Published Burden of Proof ICWA/MIFPA Case out of Michigan Court of Appeals

Here.

As set forth above, the relevant provisions of the ICWA and the MIFPA are essentially identical; that is, each requires proof by “clear and convincing evidence” to remove an Indian child and place him or her into foster care, 25 USC § 1912(e), MCL 712B.15(2); proof sufficient to satisfy the trial court that active efforts have been made to terminate parental rights, 25 USC § 1912(d), MCL 712B.15(3); and proof “beyond a reasonable doubt” that continued custody will harm the child, 25 USC § 1912(f); MCL 712B.15(4). Thus, as with its federal counterpart, the Legislature, in enacting the MIFPA, set forth specific evidentiary standards in MCL 712B.15(2) and (4), while declining to do so in MCL 712B.15(3).

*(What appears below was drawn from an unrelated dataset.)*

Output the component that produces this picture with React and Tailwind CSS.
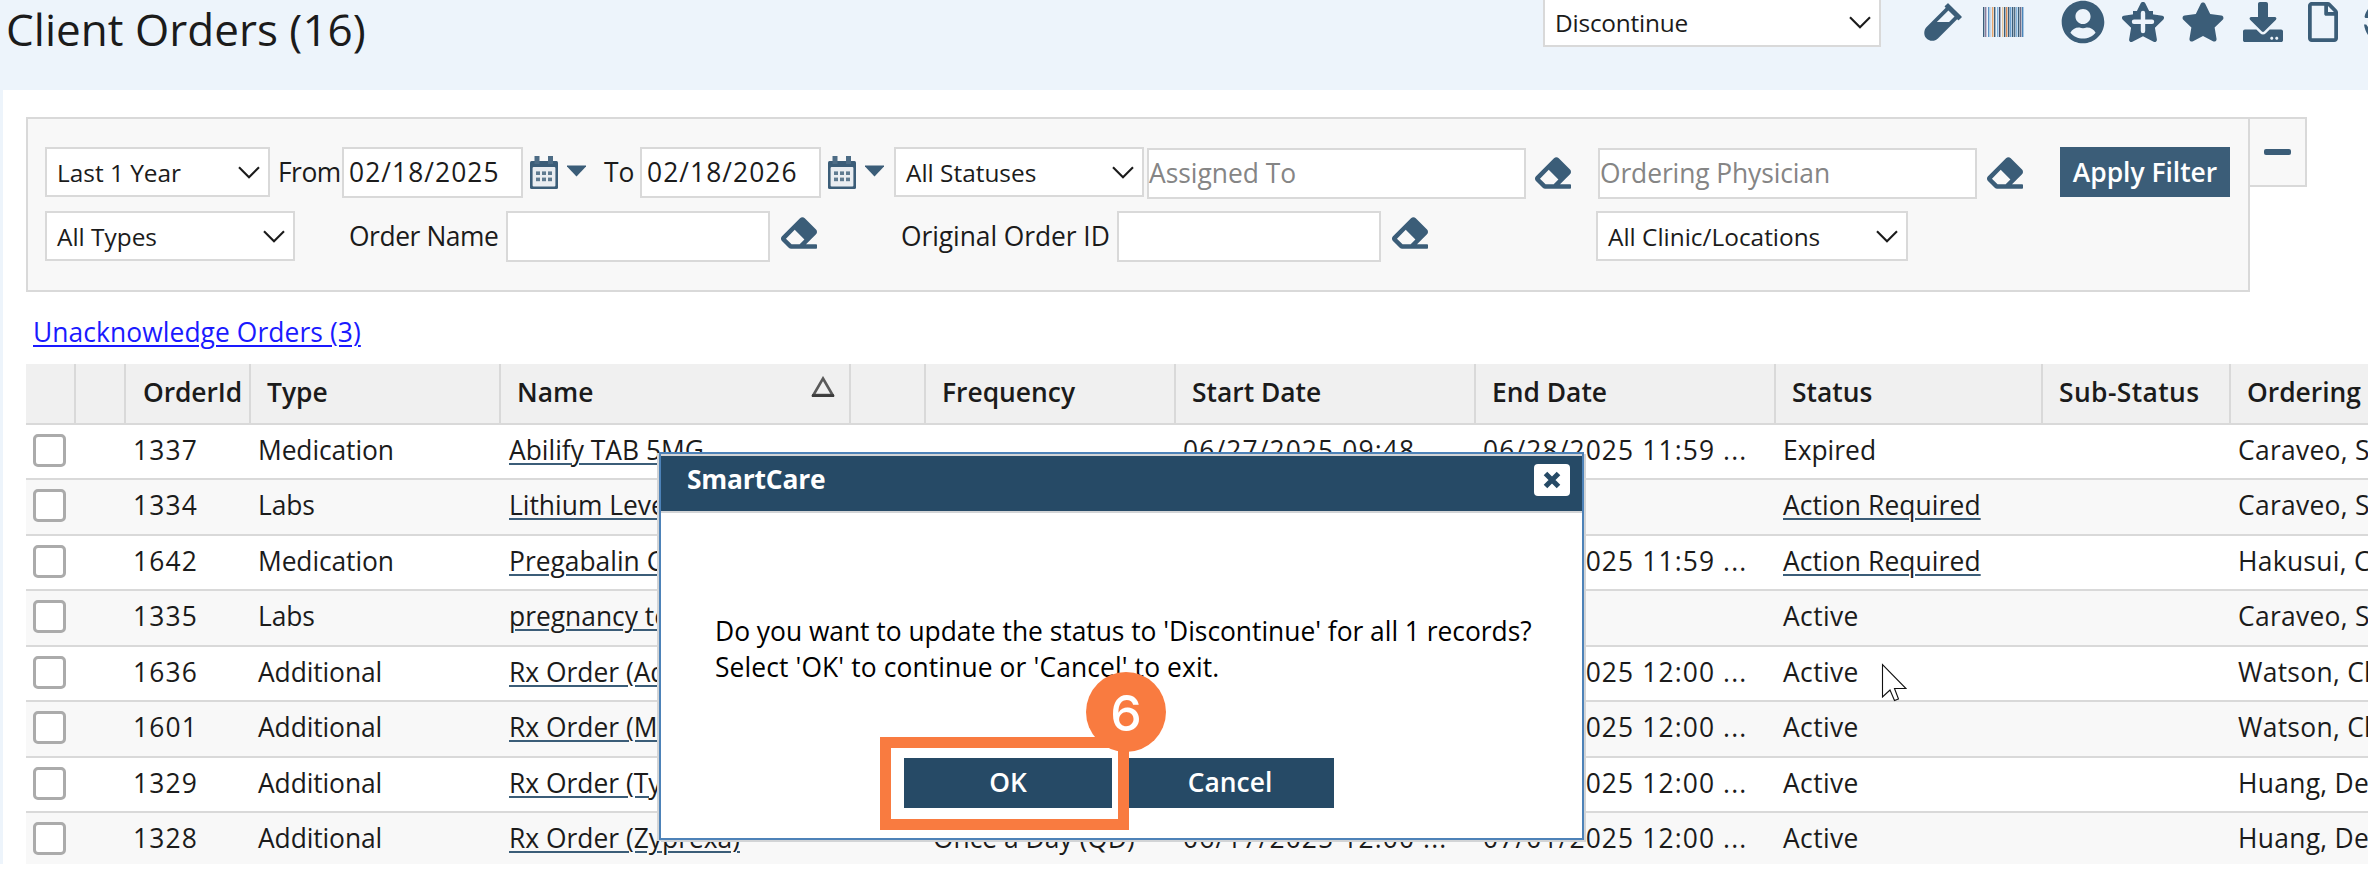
import { FaEraser, FaVial, FaUserCircle, FaStar, FaDownload, FaRegFile } from 'react-icons/fa';

function Chevron({ className = '' }) {
  return (
    <svg viewBox="0 0 22 13" className={`h-[13px] w-[22px] shrink-0 ${className}`} fill="none" stroke="#1b1b1b" strokeWidth="2.1">
      <path d="M1 1.2 L11 11.2 L21 1.2" />
    </svg>
  );
}

function Select({ label, className = '', text = '' }) {
  return (
    <div className={`flex h-[50px] shrink-0 items-center justify-between border-2 border-[#d9d9d9] bg-white pr-[8px] pl-[10px] text-[24.4px] text-[#1b1b1b] ${className}`}>
      <span className={`pt-[2px] ${text}`}>{label}</span>
      <Chevron />
    </div>
  );
}

function Field({ children, className = '' }) {
  return (
    <div className={`flex h-[51px] shrink-0 items-center border-2 border-[#d9d9d9] bg-white pb-px ${className}`}>
      <span>{children}</span>
    </div>
  );
}

function Calendar({ className = '' }) {
  return (
    <svg viewBox="0 0 28 33" className={`mt-[9px] h-[33px] w-[28px] shrink-0 ${className}`}>
      <rect x="0" y="5" width="28" height="28" rx="1.5" fill="#3b5d78" />
      <rect x="4.5" y="0" width="5" height="8" fill="#4d6c85" />
      <rect x="18" y="0" width="5" height="8" fill="#4d6c85" />
      <rect x="2.6" y="11" width="22.8" height="19.4" rx="1" fill="#e9edf1" />
      <g fill="#5f7b90">
        <rect x="6" y="15.4" width="4" height="3.6" />
        <rect x="12" y="15.4" width="4" height="3.6" />
        <rect x="18" y="15.4" width="4" height="3.6" />
        <rect x="6" y="21.6" width="4" height="3.6" />
        <rect x="12" y="21.6" width="4" height="3.6" />
        <rect x="18" y="21.6" width="4" height="3.6" />
      </g>
    </svg>
  );
}

function Caret({ className = '' }) {
  return (
    <svg viewBox="0 0 19 12" className={`mt-[18px] h-[12px] w-[19px] shrink-0 ${className}`}>
      <path d="M0 0.5 H19 V1.5 L9.5 11.5 L0 1.5 Z" fill="#3b5d78" />
    </svg>
  );
}

function Eraser({ className = '' }) {
  return <FaEraser className={`h-[36px] w-[36px] shrink-0 text-[#3b5d78] ${className}`} />;
}

const BARS = [
  [0, '#3b5d78'], [2, '#8f7fa0'], [5, '#5b93c4'], [7, '#c9d8e6'], [9, '#e8a56a'], [11, '#3b5d78'], [14, '#7fb3dd'], [16, '#4b4f6a'],
  [19, '#e6c9a4'], [21, '#3b5d78'], [23, '#d58b57'], [25, '#3b5d78'], [27, '#6aa0cf'], [29, '#3b5d78'], [31, '#4f6d86'], [33, '#84b5dc'], [35, '#3b5d78'], [37, '#6b6b86'], [39, '#4a86bb'],
];

function Header() {
  return (
    <header className="flex h-[90px] shrink-0 items-start bg-[#edf4fb] text-[#3b5d78]">
      <h1 className="w-[1543px] shrink-0 pl-[6px] text-[44px] leading-[58px] tracking-[0.03px] text-[#1b1b1b]">Client Orders (16)</h1>
      <Select label="Discontinue" className="-mt-[3px] w-[338px]" text="tracking-[-0.2px]" />
      <FaVial className="mt-[2px] ml-[43px] h-[40px] w-[38px] shrink-0" />
      <svg viewBox="0 0 41 30" className="mt-[7px] ml-[21px] h-[30px] w-[41px] shrink-0">
        {BARS.map(([x, c]) => (
          <rect key={x} x={x} y="0" width="1.4" height="30" fill={c} />
        ))}
      </svg>
      <FaUserCircle className="ml-[37px] h-[44px] w-[44px] shrink-0" />
      <svg viewBox="0 0 42 40" className="mt-[2px] ml-[17px] h-[40px] w-[42px] shrink-0 overflow-visible">
        <path d="M18.6 1.4 L13.4 12.1 L1.7 13.8 C-0.2 14.1 -0.6 16.1 0.6 17.4 L9.1 25.7 L7.1 37.4 C6.8 39.4 8.8 40.5 10.4 39.7 L21 34.2 L31.6 39.7 C33.2 40.5 35.2 39.4 34.9 37.4 L32.9 25.7 L41.4 17.4 C42.6 16.1 42.2 14.1 40.3 13.8 L28.6 12.1 L23.4 1.4 C22.4 -0.5 19.6 -0.5 18.6 1.4 Z" fill="currentColor" />
        <path d="M11 9 H31 V14 H34 V25 H8 V14 H11 Z" fill="currentColor" />
        <path d="M21 11 V29 M12 19.7 H30" stroke="#edf4fb" strokeWidth="4.4" strokeLinecap="round" />
      </svg>
      <FaStar className="mt-[2px] ml-[17px] h-[40px] w-[44px] shrink-0" />
      <FaDownload className="mt-[2px] ml-[18px] h-[40px] w-[40px] shrink-0" />
      <FaRegFile className="mt-[2px] ml-[20px] h-[40px] w-[40px] shrink-0" />
      <svg viewBox="0 0 4 26" className="mt-[9px] ml-auto h-[26px] w-[4px] shrink-0">
        <path d="M4 0 C2.6 2 1 5 0.6 7.5 C0.6 8.6 1.4 9 2.4 9 H4 Z M0 15.5 H2.2 L4 18 V26 C2 23 0.6 19.5 0 15.5 Z" fill="#3b5d78" />
      </svg>
    </header>
  );
}

function Filters() {
  return (
    <section className="mt-[27px] ml-[23px] flex items-start">
      <div className="flex h-[175px] w-[2224px] shrink-0 flex-col border-2 border-[#d9d9d9] bg-[#f8f8f8] pt-[28px] pl-[17px]">
        <div className="flex h-[51px] items-start leading-[50px]">
          <Select label="Last 1 Year" className="w-[225px]" />
          <span className="ml-[8px] w-[64px] shrink-0 tracking-[-0.5px]">From</span>
          <Field className="w-[181px] pl-[5px] tracking-[1.05px]">02/18/2025</Field>
          <Calendar className="ml-[7px]" />
          <Caret className="ml-[9px]" />
          <span className="ml-[18px] w-[36px] shrink-0">To</span>
          <Field className="w-[181px] pl-[5px] tracking-[1.05px]">02/18/2026</Field>
          <Calendar className="ml-[7px]" />
          <Caret className="ml-[9px]" />
          <Select label="All Statuses" className="ml-[10px] w-[250px]" />
          <Field className="mt-px ml-[3px] h-[49px] w-[379px] pb-[2px] text-[#858585]">Assigned To</Field>
          <Eraser className="mt-[8px] ml-[9px]" />
          <Field className="mt-px ml-[27px] h-[49px] w-[379px] pb-[2px] tracking-[-0.1px] text-[#858585]">Ordering Physician</Field>
          <Eraser className="mt-[8px] ml-[10px]" />
          <button className="ml-[37px] h-[50px] w-[170px] shrink-0 bg-[#3b5d78] leading-[49px] font-semibold text-white">Apply Filter</button>
        </div>
        <div className="mt-[13px] flex h-[51px] items-start leading-[50px]">
          <Select label="All Types" className="w-[250px]" />
          <span className="ml-[54px] w-[157px] shrink-0 tracking-[-0.42px]">Order Name</span>
          <Field className="w-[264px]" />
          <Eraser className="mt-[4px] ml-[11px]" />
          <span className="ml-[84px] w-[216px] shrink-0 tracking-[-0.06px]">Original Order ID</span>
          <Field className="w-[264px]" />
          <Eraser className="mt-[4px] ml-[11px]" />
          <Select label="All Clinic/Locations" className="ml-[168px] w-[312px]" />
        </div>
      </div>
      <div className="flex h-[70px] w-[57px] shrink-0 items-center justify-center border-2 border-l-0 border-[#d9d9d9] bg-[#f8f8f8]">
        <span className="h-[6px] w-[27px] rounded-[2px] bg-[#3b5d78]" />
      </div>
    </section>
  );
}

const GRID = 'grid shrink-0 grid-cols-[50px_50px_125px_250px_350px_75px_250px_300px_300px_267px_188px_139px]';

const HEADS = ['', '', 'OrderId', 'Type', 'Name', '', 'Frequency', 'Start Date', 'End Date', 'Status', 'Sub-Status', 'Ordering Physician'];

const ROWS = [
  ['1337', 'Medication', 'Abilify TAB 5MG', '', '06/27/2025 09:48', '06/28/2025 11:59 ...', 'Expired', 'Caraveo, Sara'],
  ['1334', 'Labs', 'Lithium Level', '', '', '', 'Action Required', 'Caraveo, Sara'],
  ['1642', 'Medication', 'Pregabalin CAP', '', '', '06/28/2025 11:59 ...', 'Action Required', 'Hakusui, Chris'],
  ['1335', 'Labs', 'pregnancy test', '', '', '', 'Active', 'Caraveo, Sara'],
  ['1636', 'Additional', 'Rx Order (Adderall)', '', '', '07/01/2025 12:00 ...', 'Active', 'Watson, Chris'],
  ['1601', 'Additional', 'Rx Order (Metformin)', '', '', '07/01/2025 12:00 ...', 'Active', 'Watson, Chris'],
  ['1329', 'Additional', 'Rx Order (Tylenol)', '', '', '07/01/2025 12:00 ...', 'Active', 'Huang, Deborah'],
  ['1328', 'Additional', 'Rx Order (Zyprexa)', 'Once a Day (QD)', '06/17/2025 12:00 ...', '07/01/2025 12:00 ...', 'Active', 'Huang, Deborah'],
];

const LINK = 'underline decoration-[#3b5d78] decoration-2 underline-offset-[3px]';

const HEAD_TEXT = {
  OrderId: 'pl-px tracking-[-0.1px]',
  'Sub-Status': 'tracking-[0.4px]',
};

function Table() {
  return (
    <section className="ml-[23px] flex flex-col overflow-hidden whitespace-nowrap">
      <div className={`${GRID} h-[61px] border-b-2 border-[#d9d9d9] bg-[#f0f0f0] leading-[56px] font-semibold`}>
        {HEADS.map((h, i) => (
          <div key={i} className="flex justify-between overflow-hidden border-r-2 border-[#d9d9d9] pl-[16px]">
            <span className={HEAD_TEXT[h]}>{h}</span>
            {h === 'Name' && (
              <svg viewBox="0 0 24 22" className="mt-[12px] mr-[14px] h-[22px] w-[24px]">
                <path d="M12 2.5 L21.6 19 H2.4 Z" fill="none" stroke="#5a5a5a" strokeWidth="2.6" />
                <path d="M1 19.6 H23" stroke="#3c3c3c" strokeWidth="2.8" />
              </svg>
            )}
          </div>
        ))}
      </div>
      {ROWS.map(([id, type, name, freq, start, end, status, doc], i) => (
        <div key={id} className={`${GRID} items-center border-b-2 border-[#d9d9d9] pb-px ${i % 2 ? 'h-[56px] bg-[#f8f8f8]' : 'h-[55px] bg-white'}`}>
          <div className="pb-px pl-[7px]">
            <div className="h-[33px] w-[33px] rounded-[5px] border-3 border-[#ababab] bg-white" />
          </div>
          <div />
          <div className="pl-[7px] tracking-[1.2px]">{id}</div>
          <div className="pl-[7px] tracking-[-0.1px]">{type}</div>
          <div className="pl-[8px]"><span className={LINK}>{name}</span></div>
          <div />
          <div className="pl-[7px]">{freq}</div>
          <div className="pl-[7px] tracking-[1.12px]">{start}</div>
          <div className="pl-[7px] tracking-[1.12px]">{end}</div>
          <div className="pl-[7px]"><span className={status === 'Action Required' ? `${LINK} tracking-[0.1px]` : status === 'Active' ? 'tracking-[0.4px]' : ''}>{status}</span></div>
          <div />
          <div className="pl-[7px] tracking-[0.3px]">{doc}</div>
        </div>
      ))}
    </section>
  );
}

function Dialog() {
  return (
    <div className="absolute top-[452px] left-[659px] flex h-[388px] w-[925px] flex-col border-2 border-[#4d82b8] bg-white text-black shadow-[-2px_1px_0_#d2d4d6,2px_2px_0_#d2d4d6]">
      <div className="flex h-[59px] items-start justify-between border-y-2 border-[#d2d4d6] bg-[#264a66] pr-[12px] pl-[26px] text-white">
        <span className="leading-[46px] font-bold tracking-[-0.2px]">SmartCare</span>
        <span className="mt-[8px] flex h-[32px] w-[36px] items-center justify-center rounded-[4px] bg-white">
          <svg viewBox="0 0 18 18" className="h-[18px] w-[18px]">
            <path d="M2.5 2.5 L15.5 15.5 M15.5 2.5 L2.5 15.5" stroke="#264a66" strokeWidth="5" />
          </svg>
        </span>
      </div>
      <p className="mt-[100px] pl-[54px] leading-[36px] tracking-[-0.02px] whitespace-nowrap">
        Do you want to update the status to 'Discontinue' for all 1 records?
        <br />
        <span className="tracking-[0.12px]">Select 'OK' to continue or 'Cancel' to exit.</span>
      </p>
      <div className="mt-[73px] ml-[243px] flex gap-[14px]">
        <button className="h-[50px] w-[208px] bg-[#264a66] pb-px font-semibold text-white">OK</button>
        <button className="h-[50px] w-[208px] bg-[#264a66] pb-px font-semibold text-white">Cancel</button>
      </div>
    </div>
  );
}

export default function App() {
  return (
    <div className="relative flex h-[878px] w-[2368px] flex-col overflow-hidden bg-white font-['Open_Sans','Noto_Sans',sans-serif] text-[26.4px] text-[#1b1b1b]">
      <Header />
      <main className="flex h-[774px] shrink-0 flex-col overflow-hidden border-l-3 border-[#edf4fb]">
        <Filters />
        <a className="mt-[22px] mb-[10px] ml-[30px] h-[40px] self-start leading-[37px] tracking-[0.08px] text-[#1a1aff] underline decoration-2 underline-offset-[3px]">Unacknowledge Orders (3)</a>
        <Table />
      </main>
      <Dialog />
      <div className="absolute top-[737px] left-[880px] h-[93px] w-[249px] border-[11px] border-[#f97b40]" />
      <div className="absolute top-[672px] left-[1086px] flex h-[80px] w-[80px] items-center justify-center rounded-full bg-[#f97b40] pt-[2px] font-['Inter',sans-serif] text-[50px] leading-none font-medium text-white">6</div>
      <svg viewBox="0 0 26 39" className="absolute top-[663px] left-[1881px] h-[39px] w-[26px]">
        <path d="M1.5 1.5 V34 L9 27 L13.5 37.5 L17.5 36 L13.5 25.5 H25 Z" fill="#fff" stroke="#111" strokeWidth="1.1" />
      </svg>
    </div>
  );
}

The inevitable conclusion, therefore, is that, like Congress, the Legislature intended for the “default” evidentiary standard applicable in child protective proceedings—i.e. clear and convincing evidence—to apply to the findings required under MCL 712B.15(3) as to whether “active efforts” were made to prevent the breakup of the Indian family. Accord In re JL, 485 Mich. at 318–319; In re Roe, 281 Mich. at 100–101. Therefore, because a default standard of proof applies to MCL 712B.15(3), it is not unconstitutionally vague.